### WHAT IS BEING ASKED
Extract every line that includes the string "this".

### EXTRACTED MATERIAL

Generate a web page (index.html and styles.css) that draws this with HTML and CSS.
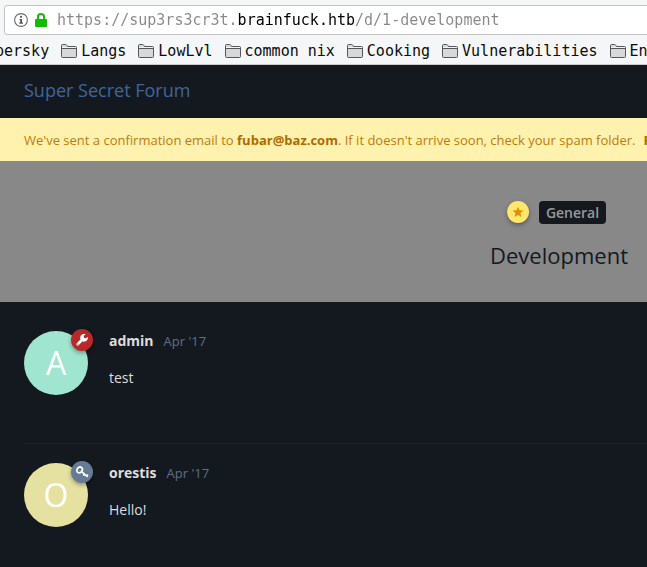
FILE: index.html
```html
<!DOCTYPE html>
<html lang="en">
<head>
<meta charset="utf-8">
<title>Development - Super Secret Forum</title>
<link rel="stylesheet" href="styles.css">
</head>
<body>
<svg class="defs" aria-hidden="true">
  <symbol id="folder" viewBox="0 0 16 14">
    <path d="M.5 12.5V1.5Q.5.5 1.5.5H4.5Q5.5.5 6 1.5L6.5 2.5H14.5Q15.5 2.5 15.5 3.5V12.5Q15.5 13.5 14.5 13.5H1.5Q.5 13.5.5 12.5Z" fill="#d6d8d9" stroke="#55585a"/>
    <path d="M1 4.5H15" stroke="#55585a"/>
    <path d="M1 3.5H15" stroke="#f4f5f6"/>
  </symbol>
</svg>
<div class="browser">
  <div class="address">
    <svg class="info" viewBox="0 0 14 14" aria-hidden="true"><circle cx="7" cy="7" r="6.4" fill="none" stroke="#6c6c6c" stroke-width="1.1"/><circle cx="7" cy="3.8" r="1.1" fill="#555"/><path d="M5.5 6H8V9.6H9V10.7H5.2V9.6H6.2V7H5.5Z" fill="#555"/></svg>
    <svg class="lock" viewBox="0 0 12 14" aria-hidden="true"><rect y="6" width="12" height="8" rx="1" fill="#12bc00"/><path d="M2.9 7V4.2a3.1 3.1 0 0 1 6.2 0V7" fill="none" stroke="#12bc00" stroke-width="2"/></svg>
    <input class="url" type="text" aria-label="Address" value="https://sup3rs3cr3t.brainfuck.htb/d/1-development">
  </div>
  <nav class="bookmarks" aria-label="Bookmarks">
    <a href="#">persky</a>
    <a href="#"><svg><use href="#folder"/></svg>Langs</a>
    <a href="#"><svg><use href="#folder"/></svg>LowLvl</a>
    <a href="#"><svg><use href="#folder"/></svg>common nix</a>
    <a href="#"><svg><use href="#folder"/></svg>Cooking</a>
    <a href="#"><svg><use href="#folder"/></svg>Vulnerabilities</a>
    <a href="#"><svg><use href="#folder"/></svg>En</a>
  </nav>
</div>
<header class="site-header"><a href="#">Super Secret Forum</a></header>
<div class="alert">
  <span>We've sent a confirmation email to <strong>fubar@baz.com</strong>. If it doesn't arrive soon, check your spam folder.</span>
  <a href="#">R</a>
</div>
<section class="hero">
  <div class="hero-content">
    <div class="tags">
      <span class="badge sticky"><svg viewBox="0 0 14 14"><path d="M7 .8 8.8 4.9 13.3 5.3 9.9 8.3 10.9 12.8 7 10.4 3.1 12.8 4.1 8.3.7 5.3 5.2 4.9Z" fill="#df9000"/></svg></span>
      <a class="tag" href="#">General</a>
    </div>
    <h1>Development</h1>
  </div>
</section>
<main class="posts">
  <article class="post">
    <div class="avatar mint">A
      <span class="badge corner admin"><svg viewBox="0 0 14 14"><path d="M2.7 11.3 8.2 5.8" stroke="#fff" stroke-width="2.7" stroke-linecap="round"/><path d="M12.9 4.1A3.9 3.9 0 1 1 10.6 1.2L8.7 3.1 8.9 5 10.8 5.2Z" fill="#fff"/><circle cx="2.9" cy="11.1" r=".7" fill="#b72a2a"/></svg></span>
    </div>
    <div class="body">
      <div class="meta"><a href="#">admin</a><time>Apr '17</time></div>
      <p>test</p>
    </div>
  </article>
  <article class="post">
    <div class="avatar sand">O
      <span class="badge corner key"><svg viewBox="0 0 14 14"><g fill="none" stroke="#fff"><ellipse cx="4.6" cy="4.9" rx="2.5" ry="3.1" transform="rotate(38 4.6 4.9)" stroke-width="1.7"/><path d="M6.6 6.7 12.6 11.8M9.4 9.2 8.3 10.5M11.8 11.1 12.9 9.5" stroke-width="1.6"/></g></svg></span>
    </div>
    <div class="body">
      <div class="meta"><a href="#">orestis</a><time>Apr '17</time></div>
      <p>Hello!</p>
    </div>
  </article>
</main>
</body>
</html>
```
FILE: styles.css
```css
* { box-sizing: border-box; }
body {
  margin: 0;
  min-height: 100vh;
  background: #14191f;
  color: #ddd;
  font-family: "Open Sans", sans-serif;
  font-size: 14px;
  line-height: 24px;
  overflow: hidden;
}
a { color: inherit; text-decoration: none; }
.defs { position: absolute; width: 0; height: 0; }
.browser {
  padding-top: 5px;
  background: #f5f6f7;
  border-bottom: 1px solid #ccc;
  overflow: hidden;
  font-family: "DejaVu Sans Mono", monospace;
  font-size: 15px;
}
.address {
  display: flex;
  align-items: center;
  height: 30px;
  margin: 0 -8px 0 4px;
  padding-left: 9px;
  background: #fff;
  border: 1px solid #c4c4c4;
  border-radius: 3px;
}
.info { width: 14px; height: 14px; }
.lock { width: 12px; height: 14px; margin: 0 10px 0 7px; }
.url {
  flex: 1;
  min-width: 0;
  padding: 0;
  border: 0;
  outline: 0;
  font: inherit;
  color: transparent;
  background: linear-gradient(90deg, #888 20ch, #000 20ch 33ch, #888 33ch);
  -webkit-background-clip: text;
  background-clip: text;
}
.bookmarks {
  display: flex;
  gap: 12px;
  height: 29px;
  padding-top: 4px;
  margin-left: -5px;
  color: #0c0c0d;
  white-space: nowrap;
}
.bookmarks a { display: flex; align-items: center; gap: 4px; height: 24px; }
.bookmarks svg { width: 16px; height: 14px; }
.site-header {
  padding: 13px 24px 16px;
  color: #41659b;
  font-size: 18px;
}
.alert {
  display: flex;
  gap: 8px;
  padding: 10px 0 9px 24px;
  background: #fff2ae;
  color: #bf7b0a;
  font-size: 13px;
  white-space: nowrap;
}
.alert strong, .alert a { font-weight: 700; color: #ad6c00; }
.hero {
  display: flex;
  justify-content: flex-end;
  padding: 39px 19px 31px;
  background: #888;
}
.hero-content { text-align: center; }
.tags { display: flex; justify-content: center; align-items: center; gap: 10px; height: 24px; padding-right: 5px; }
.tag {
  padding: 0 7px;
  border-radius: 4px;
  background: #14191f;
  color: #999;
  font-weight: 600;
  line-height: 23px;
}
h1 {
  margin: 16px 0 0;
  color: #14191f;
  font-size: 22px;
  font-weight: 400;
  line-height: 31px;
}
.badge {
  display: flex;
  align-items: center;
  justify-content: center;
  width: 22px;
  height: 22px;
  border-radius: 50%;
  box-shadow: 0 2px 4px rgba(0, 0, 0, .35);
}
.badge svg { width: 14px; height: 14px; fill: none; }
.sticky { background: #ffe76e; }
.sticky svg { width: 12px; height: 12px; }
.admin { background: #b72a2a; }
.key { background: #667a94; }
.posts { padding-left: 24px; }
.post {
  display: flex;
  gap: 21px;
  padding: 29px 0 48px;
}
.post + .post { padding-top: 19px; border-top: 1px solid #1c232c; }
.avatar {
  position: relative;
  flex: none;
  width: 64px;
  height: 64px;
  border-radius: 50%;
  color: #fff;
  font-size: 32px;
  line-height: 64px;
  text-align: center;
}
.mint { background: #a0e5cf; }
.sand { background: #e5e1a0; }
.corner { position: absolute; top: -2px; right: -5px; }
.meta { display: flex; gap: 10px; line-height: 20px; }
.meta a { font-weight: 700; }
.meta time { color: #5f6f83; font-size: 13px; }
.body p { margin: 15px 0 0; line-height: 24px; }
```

...

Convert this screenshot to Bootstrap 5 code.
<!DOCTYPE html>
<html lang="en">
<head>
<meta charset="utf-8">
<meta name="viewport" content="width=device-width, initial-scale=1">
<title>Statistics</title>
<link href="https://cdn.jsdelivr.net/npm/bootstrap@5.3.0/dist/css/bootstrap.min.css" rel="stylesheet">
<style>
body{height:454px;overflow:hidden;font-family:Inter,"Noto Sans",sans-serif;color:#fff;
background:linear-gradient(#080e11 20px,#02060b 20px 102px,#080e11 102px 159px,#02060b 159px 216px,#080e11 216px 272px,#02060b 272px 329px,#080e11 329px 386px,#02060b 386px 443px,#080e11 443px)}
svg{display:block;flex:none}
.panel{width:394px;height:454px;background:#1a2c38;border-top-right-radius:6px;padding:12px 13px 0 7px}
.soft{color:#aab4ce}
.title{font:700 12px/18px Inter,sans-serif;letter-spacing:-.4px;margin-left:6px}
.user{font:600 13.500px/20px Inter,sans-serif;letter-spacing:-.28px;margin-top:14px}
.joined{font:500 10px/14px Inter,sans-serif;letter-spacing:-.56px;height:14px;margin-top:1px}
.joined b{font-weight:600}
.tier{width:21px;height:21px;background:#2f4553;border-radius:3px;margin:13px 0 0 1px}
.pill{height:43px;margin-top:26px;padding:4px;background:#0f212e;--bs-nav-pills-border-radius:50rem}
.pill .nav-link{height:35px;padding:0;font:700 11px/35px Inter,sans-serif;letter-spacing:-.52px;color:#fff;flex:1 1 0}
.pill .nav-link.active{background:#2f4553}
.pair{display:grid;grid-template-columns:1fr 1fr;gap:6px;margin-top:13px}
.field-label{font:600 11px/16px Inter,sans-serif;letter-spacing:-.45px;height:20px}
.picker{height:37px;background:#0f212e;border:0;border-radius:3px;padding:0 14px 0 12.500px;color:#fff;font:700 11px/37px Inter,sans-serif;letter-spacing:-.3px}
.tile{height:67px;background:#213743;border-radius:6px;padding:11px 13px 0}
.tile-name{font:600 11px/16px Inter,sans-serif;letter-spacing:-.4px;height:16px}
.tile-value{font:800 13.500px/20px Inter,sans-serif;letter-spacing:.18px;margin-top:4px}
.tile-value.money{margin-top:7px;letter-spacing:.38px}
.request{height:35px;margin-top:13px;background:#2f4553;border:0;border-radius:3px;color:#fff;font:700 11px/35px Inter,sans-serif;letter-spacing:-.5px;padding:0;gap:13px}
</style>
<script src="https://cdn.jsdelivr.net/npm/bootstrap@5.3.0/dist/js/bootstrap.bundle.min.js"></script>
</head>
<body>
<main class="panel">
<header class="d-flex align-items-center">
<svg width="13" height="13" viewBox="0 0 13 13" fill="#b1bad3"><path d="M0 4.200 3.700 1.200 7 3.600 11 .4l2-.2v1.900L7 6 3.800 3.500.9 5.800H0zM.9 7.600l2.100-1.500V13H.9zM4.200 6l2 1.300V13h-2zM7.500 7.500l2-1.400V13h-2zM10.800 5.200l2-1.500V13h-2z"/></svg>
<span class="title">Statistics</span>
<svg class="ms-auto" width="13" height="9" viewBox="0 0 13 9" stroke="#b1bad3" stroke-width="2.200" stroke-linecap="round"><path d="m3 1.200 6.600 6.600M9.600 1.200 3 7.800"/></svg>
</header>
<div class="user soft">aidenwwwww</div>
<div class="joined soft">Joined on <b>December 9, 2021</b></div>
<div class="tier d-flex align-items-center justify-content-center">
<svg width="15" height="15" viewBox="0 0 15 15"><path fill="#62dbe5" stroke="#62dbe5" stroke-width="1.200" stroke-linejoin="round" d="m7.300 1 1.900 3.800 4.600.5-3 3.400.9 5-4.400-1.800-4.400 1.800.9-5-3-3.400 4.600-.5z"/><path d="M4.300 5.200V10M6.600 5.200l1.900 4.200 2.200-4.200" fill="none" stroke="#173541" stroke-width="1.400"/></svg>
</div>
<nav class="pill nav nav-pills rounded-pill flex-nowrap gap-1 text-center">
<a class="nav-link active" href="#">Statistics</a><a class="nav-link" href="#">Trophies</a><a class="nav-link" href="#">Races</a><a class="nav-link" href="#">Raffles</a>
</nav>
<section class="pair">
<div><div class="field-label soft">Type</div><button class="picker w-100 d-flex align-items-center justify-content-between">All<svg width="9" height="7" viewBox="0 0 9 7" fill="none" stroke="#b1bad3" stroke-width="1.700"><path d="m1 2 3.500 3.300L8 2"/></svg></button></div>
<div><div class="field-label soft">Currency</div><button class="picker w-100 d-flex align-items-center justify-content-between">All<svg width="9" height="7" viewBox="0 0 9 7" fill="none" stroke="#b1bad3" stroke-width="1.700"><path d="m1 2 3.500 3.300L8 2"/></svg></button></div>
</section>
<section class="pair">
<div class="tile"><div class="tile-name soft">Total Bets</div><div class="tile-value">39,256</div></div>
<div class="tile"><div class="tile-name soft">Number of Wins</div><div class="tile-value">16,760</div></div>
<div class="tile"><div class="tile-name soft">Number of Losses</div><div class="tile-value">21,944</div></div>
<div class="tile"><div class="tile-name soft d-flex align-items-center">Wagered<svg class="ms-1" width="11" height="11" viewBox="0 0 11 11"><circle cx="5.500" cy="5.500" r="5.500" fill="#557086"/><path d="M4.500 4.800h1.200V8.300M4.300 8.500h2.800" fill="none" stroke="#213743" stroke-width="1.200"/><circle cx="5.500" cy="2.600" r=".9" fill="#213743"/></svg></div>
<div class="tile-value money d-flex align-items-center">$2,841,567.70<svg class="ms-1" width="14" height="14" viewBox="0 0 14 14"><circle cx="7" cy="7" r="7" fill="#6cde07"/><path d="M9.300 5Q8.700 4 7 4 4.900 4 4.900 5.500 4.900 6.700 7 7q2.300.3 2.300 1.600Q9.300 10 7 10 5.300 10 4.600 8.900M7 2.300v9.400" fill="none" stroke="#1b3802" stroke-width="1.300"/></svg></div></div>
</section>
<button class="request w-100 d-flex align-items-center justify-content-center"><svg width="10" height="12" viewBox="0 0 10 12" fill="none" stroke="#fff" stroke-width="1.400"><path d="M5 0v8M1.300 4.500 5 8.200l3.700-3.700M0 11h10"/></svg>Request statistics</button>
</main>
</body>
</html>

### ANSWER
Generate a web page (index.html and styles.css) that draws this with HTML and CSS.
Convert this screenshot to Bootstrap 5 code.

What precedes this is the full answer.